- Dataset section:
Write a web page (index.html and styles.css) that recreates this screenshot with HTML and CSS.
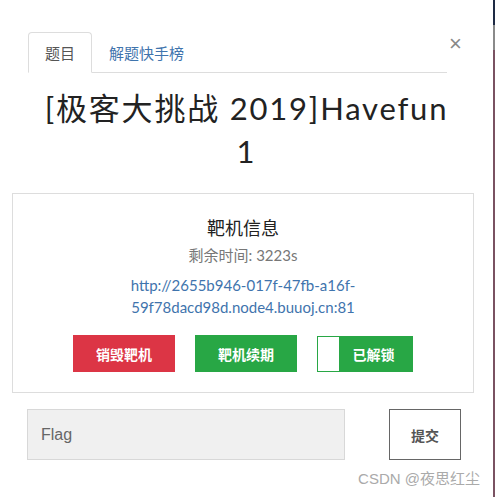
FILE: index.html
```html
<!DOCTYPE html>
<html lang="zh-CN">
<head>
  <meta charset="UTF-8">
  <title>[极客大挑战 2019]Havefun 1</title>
  <link rel="stylesheet" href="styles.css">
</head>
<body>
  <div class="modal">
    <div class="modal-header">
      <ul class="tabs">
        <li class="tab active">题目</li>
        <li class="tab">解题快手榜</li>
      </ul>
      <span class="close">&times;</span>
    </div>

    <h1 class="title">[极客大挑战 2019]Havefun 1</h1>

    <div class="card">
      <div class="card-title">靶机信息</div>
      <div class="remain">剩余时间: 3223s</div>
      <a class="target-link" href="#">http://2655b946-017f-47fb-a16f-59f78dacd98d.node4.buuoj.cn:81</a>
      <div class="actions">
        <button class="btn btn-red">销毁靶机</button>
        <button class="btn btn-green">靶机续期</button>
        <button class="btn btn-unlock"><span class="knob"></span><span class="label">已解锁</span></button>
      </div>
    </div>

    <div class="flag-row">
      <input type="text" class="flag-input" placeholder="Flag">
      <button class="submit">提交</button>
    </div>

    <div class="watermark">CSDN @夜思红尘</div>
  </div>
  <div class="edge"></div>
</body>
</html>
```

FILE: styles.css
```css
body {
  margin: 0;
  height: 497px;
  display: flex;
  background: #fff;
  font-family: Lato, "Noto Sans CJK SC", sans-serif;
  color: #333;
  overflow: hidden;
}

.modal {
  flex: 1;
  display: flex;
  flex-direction: column;
}

.edge {
  width: 2px;
  background: linear-gradient(#1e2a44 0, #1e2a44 25px, #8a8a8a 25px, #8a8a8a 50px, #7a5262 50px);
}

.modal-header {
  display: flex;
  align-items: flex-start;
  padding: 32px 0 0 28px;
}

.tabs {
  list-style: none;
  margin: 0;
  padding: 0;
  width: 419px;
  display: flex;
  border-bottom: 1px solid #ddd;
}

.tab {
  padding: 0 16px;
  height: 39px;
  line-height: 40px;
  font-size: 15px;
  color: #3f74ad;
  margin-bottom: -1px;
  border: 1px solid transparent;
}

.tab.active {
  color: #555;
  border-color: #ddd;
  border-bottom-color: #fff;
  border-radius: 4px 4px 0 0;
  background: #fff;
}

.close {
  margin: 1px 0 0 2px;
  font-family: "Liberation Sans", sans-serif;
  font-size: 22px;
  line-height: 22px;
  color: #888;
}

.title {
  margin: 14px 40px 0;
  font-size: 31px;
  font-weight: normal;
  line-height: 43px;
  text-align: center;
  color: #222;
  letter-spacing: 1.8px;
}

.card {
  margin: 20px 19px 0 12px;
  border: 1px solid #ddd;
  padding: 20px 0 20px;
  display: flex;
  flex-direction: column;
  align-items: center;
}

.card-title {
  font-size: 18px;
  line-height: 28px;
  color: #222;
}

.remain {
  font-size: 15px;
  line-height: 22px;
  color: #777;
  margin-top: 2px;
}

.target-link {
  width: 250px;
  margin-top: 8px;
  font-size: 15px;
  line-height: 22px;
  color: #3f74ad;
  text-align: center;
  text-decoration: none;
}

.actions {
  display: flex;
  gap: 20px;
  margin-top: 17px;
}

.btn {
  width: 102px;
  height: 37px;
  border: none;
  border-radius: 0;
  font-family: "Noto Sans CJK SC", sans-serif;
  font-size: 14px;
  font-weight: bold;
  color: #fff;
  padding: 0;
}

.btn-red {
  background: #dc3545;
}

.btn-green {
  background: #28a745;
}

.btn-unlock {
  width: 96px;
  height: 36px;
  margin-top: 1px;
  display: flex;
  background: #28a745;
  border: 1px solid #28a745;
}

.btn-unlock .knob {
  width: 21px;
  height: 100%;
  background: #fff;
}

.btn-unlock .label {
  flex: 1;
  line-height: 34px;
  text-align: center;
  padding-right: 4px;
}

.flag-row {
  display: flex;
  align-items: flex-start;
  margin: 16px 0 0 27px;
}

.flag-input {
  width: 318px;
  height: 51px;
  box-sizing: border-box;
  border: 1px solid #d8d8d8;
  background: #f0f0f0;
  padding: 0 13px;
  font-family: "Liberation Sans", sans-serif;
  font-size: 16px;
  outline: none;
}

.flag-input::placeholder {
  color: #666;
}

.submit {
  margin-left: 44px;
  width: 72px;
  height: 51px;
  background: #fff;
  border: 1px solid #666;
  font-family: "Noto Sans CJK SC", sans-serif;
  font-size: 14px;
  font-weight: bold;
  color: #555;
}

.watermark {
  align-self: flex-end;
  margin: 7px 13px 0 0;
  font-family: "Liberation Sans", "Noto Sans CJK SC", sans-serif;
  font-size: 15px;
  color: #aaa;
}
```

- Aim:
Quote the data above in full and without alteration; skip the pictures.

- The reply:
Write a web page (index.html and styles.css) that recreates this screenshot with HTML and CSS.
FILE: index.html
```html
<!DOCTYPE html>
<html lang="zh-CN">
<head>
  <meta charset="UTF-8">
  <title>[极客大挑战 2019]Havefun 1</title>
  <link rel="stylesheet" href="styles.css">
</head>
<body>
  <div class="modal">
    <div class="modal-header">
      <ul class="tabs">
        <li class="tab active">题目</li>
        <li class="tab">解题快手榜</li>
      </ul>
      <span class="close">&times;</span>
    </div>

    <h1 class="title">[极客大挑战 2019]Havefun 1</h1>

    <div class="card">
      <div class="card-title">靶机信息</div>
      <div class="remain">剩余时间: 3223s</div>
      <a class="target-link" href="#">http://2655b946-017f-47fb-a16f-59f78dacd98d.node4.buuoj.cn:81</a>
      <div class="actions">
        <button class="btn btn-red">销毁靶机</button>
        <button class="btn btn-green">靶机续期</button>
        <button class="btn btn-unlock"><span class="knob"></span><span class="label">已解锁</span></button>
      </div>
    </div>

    <div class="flag-row">
      <input type="text" class="flag-input" placeholder="Flag">
      <button class="submit">提交</button>
    </div>

    <div class="watermark">CSDN @夜思红尘</div>
  </div>
  <div class="edge"></div>
</body>
</html>
```

FILE: styles.css
```css
body {
  margin: 0;
  height: 497px;
  display: flex;
  background: #fff;
  font-family: Lato, "Noto Sans CJK SC", sans-serif;
  color: #333;
  overflow: hidden;
}

.modal {
  flex: 1;
  display: flex;
  flex-direction: column;
}

.edge {
  width: 2px;
  background: linear-gradient(#1e2a44 0, #1e2a44 25px, #8a8a8a 25px, #8a8a8a 50px, #7a5262 50px);
}

.modal-header {
  display: flex;
  align-items: flex-start;
  padding: 32px 0 0 28px;
}

.tabs {
  list-style: none;
  margin: 0;
  padding: 0;
  width: 419px;
  display: flex;
  border-bottom: 1px solid #ddd;
}

.tab {
  padding: 0 16px;
  height: 39px;
  line-height: 40px;
  font-size: 15px;
  color: #3f74ad;
  margin-bottom: -1px;
  border: 1px solid transparent;
}

.tab.active {
  color: #555;
  border-color: #ddd;
  border-bottom-color: #fff;
  border-radius: 4px 4px 0 0;
  background: #fff;
}

.close {
  margin: 1px 0 0 2px;
  font-family: "Liberation Sans", sans-serif;
  font-size: 22px;
  line-height: 22px;
  color: #888;
}

.title {
  margin: 14px 40px 0;
  font-size: 31px;
  font-weight: normal;
  line-height: 43px;
  text-align: center;
  color: #222;
  letter-spacing: 1.8px;
}

.card {
  margin: 20px 19px 0 12px;
  border: 1px solid #ddd;
  padding: 20px 0 20px;
  display: flex;
  flex-direction: column;
  align-items: center;
}

.card-title {
  font-size: 18px;
  line-height: 28px;
  color: #222;
}

.remain {
  font-size: 15px;
  line-height: 22px;
  color: #777;
  margin-top: 2px;
}

.target-link {
  width: 250px;
  margin-top: 8px;
  font-size: 15px;
  line-height: 22px;
  color: #3f74ad;
  text-align: center;
  text-decoration: none;
}

.actions {
  display: flex;
  gap: 20px;
  margin-top: 17px;
}

.btn {
  width: 102px;
  height: 37px;
  border: none;
  border-radius: 0;
  font-family: "Noto Sans CJK SC", sans-serif;
  font-size: 14px;
  font-weight: bold;
  color: #fff;
  padding: 0;
}

.btn-red {
  background: #dc3545;
}

.btn-green {
  background: #28a745;
}

.btn-unlock {
  width: 96px;
  height: 36px;
  margin-top: 1px;
  display: flex;
  background: #28a745;
  border: 1px solid #28a745;
}

.btn-unlock .knob {
  width: 21px;
  height: 100%;
  background: #fff;
}

.btn-unlock .label {
  flex: 1;
  line-height: 34px;
  text-align: center;
  padding-right: 4px;
}

.flag-row {
  display: flex;
  align-items: flex-start;
  margin: 16px 0 0 27px;
}

.flag-input {
  width: 318px;
  height: 51px;
  box-sizing: border-box;
  border: 1px solid #d8d8d8;
  background: #f0f0f0;
  padding: 0 13px;
  font-family: "Liberation Sans", sans-serif;
  font-size: 16px;
  outline: none;
}

.flag-input::placeholder {
  color: #666;
}

.submit {
  margin-left: 44px;
  width: 72px;
  height: 51px;
  background: #fff;
  border: 1px solid #666;
  font-family: "Noto Sans CJK SC", sans-serif;
  font-size: 14px;
  font-weight: bold;
  color: #555;
}

.watermark {
  align-self: flex-end;
  margin: 7px 13px 0 0;
  font-family: "Liberation Sans", "Noto Sans CJK SC", sans-serif;
  font-size: 15px;
  color: #aaa;
}
```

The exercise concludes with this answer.